Brian Lilley – Senior Parliamentary Correspondent
Brian Lilley is a veteran broadcaster having spent the last decade in major market radio across Canada. In addition to work in Montreal, Ottawa and Toronto, Brian has spent the last five years as Ottawa Bureau Chief for Canada’s largest private radio broadcaster.
While working with heritage news/talk radio stations like Newstalk 1010 in Toronto and CJAD in Montreal, Brian has brought Canadian politics to the ears of millions of listeners across Canada. His time in Ottawa has also been marked by original news stories, off-beat analysis and one on one interviews with all major party leaders including the Prime Minister. According to the Toronto Sun http://www.torontosun.com/news/canada/2011/03/08/17542206.html , his show called “Byline,” an hour-long prime-time program, will shed light on stories across the country that matter to Canadians, not just political junkies in Ottawa. Byline, will be produced in Ottawa, will touch base daily with many of Sun Media’s newspapers across the country to get the inside scoop on the important stories of the day.
Tobias Fisher – National News Editor
Tobias Fisher is a 28-year veteran of television news, working as a network producer and reporter for Global, CTV and most recently CBC. Over that period, Fisher has covered Parliament Hill for 17 years, dating back to the Repatriation Debate and the Meech Lake Accord. He has produced campaign coverage for five federal elections. He also has been posted to bureaus in Toronto, Calgary and Washington, where he covered American politics for six years. While in Washington, he covered the 1994 U.S. invasion of Haiti, the Oklahoma City bombing and the trials of the Clinton administration, including the Monica Lewinski scandal. Fisher returned to Canada in 2000 to become CTV’s Calgary bureau chief covering Alberta and Saskatchewan. In August 2002, Fisher returned to Ottawa to join CBC News as the assignment editor for the Parliament Hill bureau. Fisher is the son of the late Doug Fisher, former dean of the Parliamentary Press Gallery, and a Sun political columnist for more than 30 years. Parliamentary assignment editor Tobias Fisher has worked in television news since 1982, as a reporter, producer and assignment editor.
According to the CBC website in March 2011, before the announcement of his move to the Sun TV Network, Fisher “started his career as a local reporter with CJOH TV in Ottawa, covering municipal and federal politics. He moved to Global News in 1988, where he was the Ottawa bureau manager, and then senior producer in the features unit in Toronto. In 1992, Tobias joined CTV News as the Toronto bureau manager, moving to Washington in 1994, where he was a CTV producer and correspondent for six years”.

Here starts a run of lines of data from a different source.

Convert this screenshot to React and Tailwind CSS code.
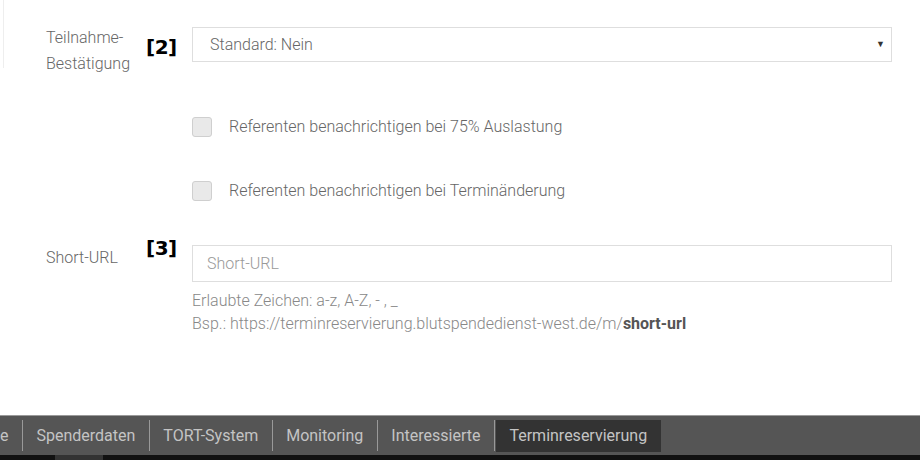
import { useState } from 'react';

const TABS = ['e', 'Spenderdaten', 'TORT-System', 'Monitoring', 'Interessierte', 'Terminreservierung'];

function Marker({ children }) {
  return (
    <span className="font-['DejaVu_Sans',sans-serif] text-[20px] font-bold leading-[20px] tracking-tight text-black">
      {children}
    </span>
  );
}

function Checkbox({ label }) {
  const [checked, setChecked] = useState(false);
  return (
    <label className="flex h-[24px] items-center gap-[17px]">
      <button
        type="button"
        onClick={() => setChecked(!checked)}
        className="h-[20px] w-[20px] rounded-[3px] border border-[#cfcfcf] bg-[#e9e9e9]"
      />
      <span className="text-[16px] leading-[24px] text-[#666]">{label}</span>
    </label>
  );
}

export default function App() {
  return (
    <div className="relative flex h-[460px] w-[920px] flex-col overflow-hidden bg-white font-['Roboto',sans-serif] font-light">
      <div className="absolute left-[3px] top-0 h-[68px] w-px bg-[#eee]" />

      <div className="pl-[46px] pr-[28px] pt-[25px]">
        {/* Teilnahme-Bestätigung */}
        <div className="flex">
          <div className="w-[100px] text-[16px] leading-[26px] text-[#666]">
            Teilnahme-
            <br />
            Bestätigung
          </div>
          <div className="w-[46px] pt-[12px]">
            <Marker>[2]</Marker>
          </div>
          <div className="mt-[2px] flex h-[35px] flex-1 items-center justify-between border border-[#dedede] pl-[17px] pr-[6px]">
            <span className="text-[16px] text-[#666]">Standard: Nein</span>
            <span className="text-[9px] text-[#333]">▼</span>
          </div>
        </div>

        {/* Checkboxes */}
        <div className="ml-[146px] mt-[38px] flex flex-col gap-[40px]">
          <Checkbox label="Referenten benachrichtigen bei 75% Auslastung" />
          <Checkbox label="Referenten benachrichtigen bei Terminänderung" />
        </div>

        {/* Short-URL */}
        <div className="mt-[42px] flex">
          <div className="w-[100px] text-[16px] leading-[26px] text-[#666]">Short-URL</div>
          <div className="-mt-[7px] w-[46px]">
            <Marker>[3]</Marker>
          </div>
          <div className="flex-1">
            <div className="flex h-[37px] items-center border border-[#dedede] pl-[14px]">
              <span className="text-[16px] text-[#999]">Short-URL</span>
            </div>
            <div className="mt-[7px] text-[16px] leading-[23px] text-[#888]">
              <div>Erlaubte Zeichen: a-z, A-Z, - , _</div>
              <div>
                Bsp.: https://terminreservierung.blutspendedienst-west.de/m/
                <span className="font-bold text-[#555]">short-url</span>
              </div>
            </div>
          </div>
        </div>
      </div>

      {/* Bottom navigation */}
      <div className="mt-auto">
        <div className="flex h-[40px] items-center border-t border-[#9a9a9a] bg-[#555]">
          {TABS.map((tab, i) => {
            const active = tab === 'Terminreservierung';
            return (
              <div key={tab} className="flex items-center">
                {i > 0 && <div className="h-[31px] w-px bg-[#999]" />}
                <div
                  className={`flex h-[32px] items-center text-[16px] font-normal text-[#c4c4c4] ${
                    i === 0 ? 'pr-[13.5px]' : 'px-[13.5px]'
                  } ${active ? 'ml-[1px] bg-[#333]' : ''}`}
                >
                  {tab}
                </div>
              </div>
            );
          })}
        </div>
        <div className="flex h-[5px] bg-[#111]">
          <div className="ml-[55px] w-[48px] bg-[#333]" />
        </div>
      </div>
    </div>
  );
}
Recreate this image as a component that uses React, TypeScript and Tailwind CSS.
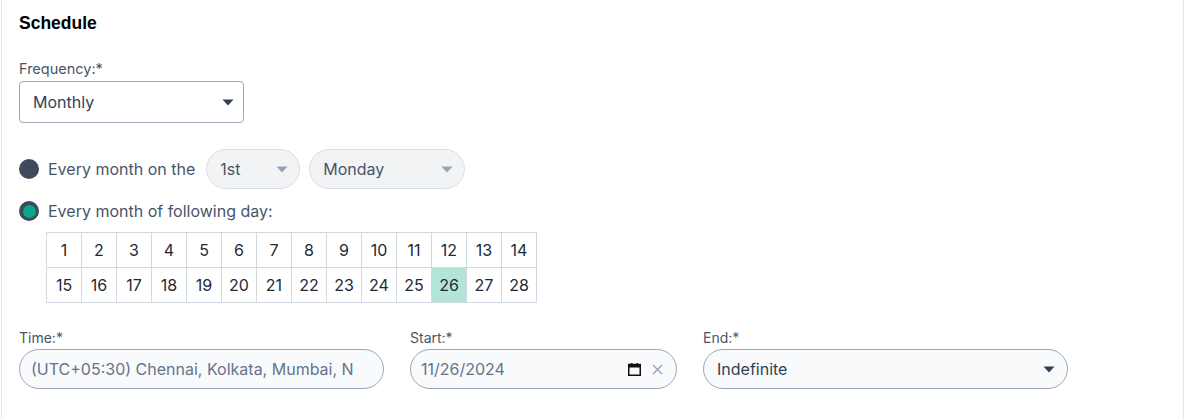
import React from "react";

function Caret({ color, className = "" }: { color: string; className?: string }) {
  return (
    <svg width="12" height="7" viewBox="0 0 12 7" className={className}>
      <path d="M0.5 0.5 L11.5 0.5 L6 6.5 Z" fill={color} />
    </svg>
  );
}

export default function App() {
  const row1 = Array.from({ length: 14 }, (_, i) => i + 1);
  const row2 = Array.from({ length: 14 }, (_, i) => i + 15);
  return (
    <div className="min-h-[419px] bg-white font-['Inter',sans-serif]">
      <div className="ml-px w-[1183px] min-h-[419px] border-x border-[#e2e8f0] pl-[17px] pt-[11px]">
        <div className="h-6 text-[17.5px] leading-6 font-bold text-black font-['Liberation_Sans',Arial,sans-serif]">
          Schedule
        </div>

        <div className="mt-6 text-[14.5px] leading-5 text-[#4a5568]">Frequency:*</div>
        <div className="mt-[2px] flex h-[42px] w-[225px] items-center justify-between rounded-[4px] border border-[#9aa8b8] bg-white pl-[13px] pr-[9px]">
          <span className="text-[16px] text-[#334155]">Monthly</span>
          <Caret color="#334155" />
        </div>

        <div className="mt-[26px] flex h-10 items-center">
          <div className="h-5 w-5 rounded-full bg-[#3d4b5b]" />
          <span className="ml-[9px] text-[16px] text-[#475569]">Every month on the</span>
          <div className="ml-[11px] flex h-10 w-[94px] items-center justify-between rounded-full border border-[#d9dee4] bg-[#f1f3f5] pl-[13px] pr-[11px]">
            <span className="text-[16px] text-[#475569]">1st</span>
            <Caret color="#94a3b8" />
          </div>
          <div className="ml-[9px] flex h-10 w-[156px] items-center justify-between rounded-full border border-[#d9dee4] bg-[#f1f3f5] pl-[13px] pr-[11px]">
            <span className="text-[16px] text-[#475569]">Monday</span>
            <Caret color="#94a3b8" />
          </div>
        </div>

        <div className="mt-[10px] flex h-6 items-center">
          <div className="flex h-5 w-5 items-center justify-center rounded-full bg-[#3d4b5b]">
            <div className="h-[13px] w-[13px] rounded-full bg-[#0fa58a]" />
          </div>
          <span className="ml-[9px] text-[16px] text-[#475569]">Every month of following day:</span>
        </div>

        <div className="ml-[27px] mt-[9px] w-[491px] border-l border-t border-[#d3d9e0]">
          {[row1, row2].map((row, ri) => (
            <div key={ri} className="flex">
              {row.map((d) => (
                <div
                  key={d}
                  className={`flex h-[35px] w-[35px] items-center justify-center border-b border-r border-[#d3d9e0] text-[16px] text-[#1f2937] ${
                    d === 26 ? "bg-[#b2e4da]" : "bg-white"
                  }`}
                >
                  {d}
                </div>
              ))}
            </div>
          ))}
        </div>

        <div className="mt-[27px] flex gap-[26px]">
          <div className="w-[365px]">
            <div className="mb-[3px] text-[14px] leading-4 text-[#4a5568]">Time:*</div>
            <div className="flex h-10 items-center rounded-full border border-[#9aa8b8] bg-[#f8fafc] pl-[11px] pr-[30px]">
              <span className="overflow-hidden whitespace-nowrap text-[16px] text-[#64748b]">
                (UTC+05:30) Chennai, Kolkata, Mumbai, New Delhi
              </span>
            </div>
          </div>
          <div className="w-[267px]">
            <div className="mb-[3px] text-[14px] leading-4 text-[#4a5568]">Start:*</div>
            <div className="flex h-10 items-center rounded-full border border-[#9aa8b8] bg-[#f8fafc] pl-[10px] pr-[13px]">
              <span className="flex-1 whitespace-nowrap text-[16px] text-[#64748b]">11/26/2024</span>
              <svg width="13" height="13" viewBox="0 0 13 13" className="mr-[11px]">
                <rect x="0.75" y="1.5" width="11.5" height="10.75" fill="none" stroke="#111" strokeWidth="1.5" />
                <rect x="0.75" y="1.5" width="11.5" height="3" fill="#111" />
                <rect x="3" y="0" width="1.5" height="2" fill="#111" />
                <rect x="8.5" y="0" width="1.5" height="2" fill="#111" />
              </svg>
              <svg width="11" height="11" viewBox="0 0 11 11">
                <path d="M1 1 L10 10 M10 1 L1 10" stroke="#94a3b8" strokeWidth="1.4" />
              </svg>
            </div>
          </div>
          <div className="w-[365px]">
            <div className="mb-[3px] text-[14px] leading-4 text-[#4a5568]">End:*</div>
            <div className="flex h-10 items-center justify-between rounded-full border border-[#9aa8b8] bg-[#f8fafc] pl-[13px] pr-[12px]">
              <span className="text-[16px] text-[#334155]">Indefinite</span>
              <Caret color="#334155" />
            </div>
          </div>
        </div>
      </div>
    </div>
  );
}
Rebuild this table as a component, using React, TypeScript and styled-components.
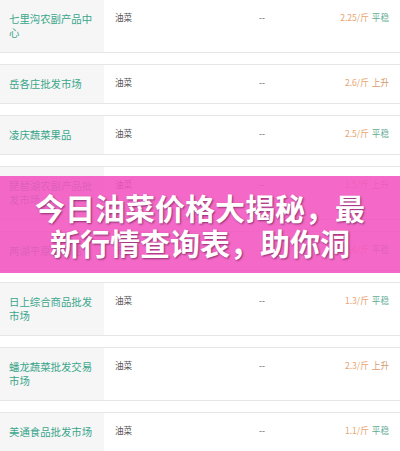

Self professed “conservative activist” Ezra Levant and radio talk show guru Charles Adler will also be hosting prime time shows on the network. Manitoba born Krista Erickson, CBC’s Parliamentary bureau correspondent since 2006, has also signed on.
In addition to the connection between Kory Teneycke and Alberta’s Preston Manning, Ezra Levant,
and Charles Adler the station also shares a connection to Alberta. According to a report on by Bryn Weese, reporter for Quebecor’s QMI, the graphics, logos and animation have been designed by Calgary-based White Iron Digital. White Iron designed not only the logos and show openings, but other visual elements like teasers, stings, bumpers, and transitions, that help bring a news channel to life.
On the Sun TV website they are inviting people to submit ideas for other personalities. Also on their website and on various media job posting sites they are advertising for a Reporter/Sub Anchor for its Calgary station.
The new network will operate out of CKXT, an existing over-the-air Sun TV station in Toronto and is scheduled to launch on April 18, 2011.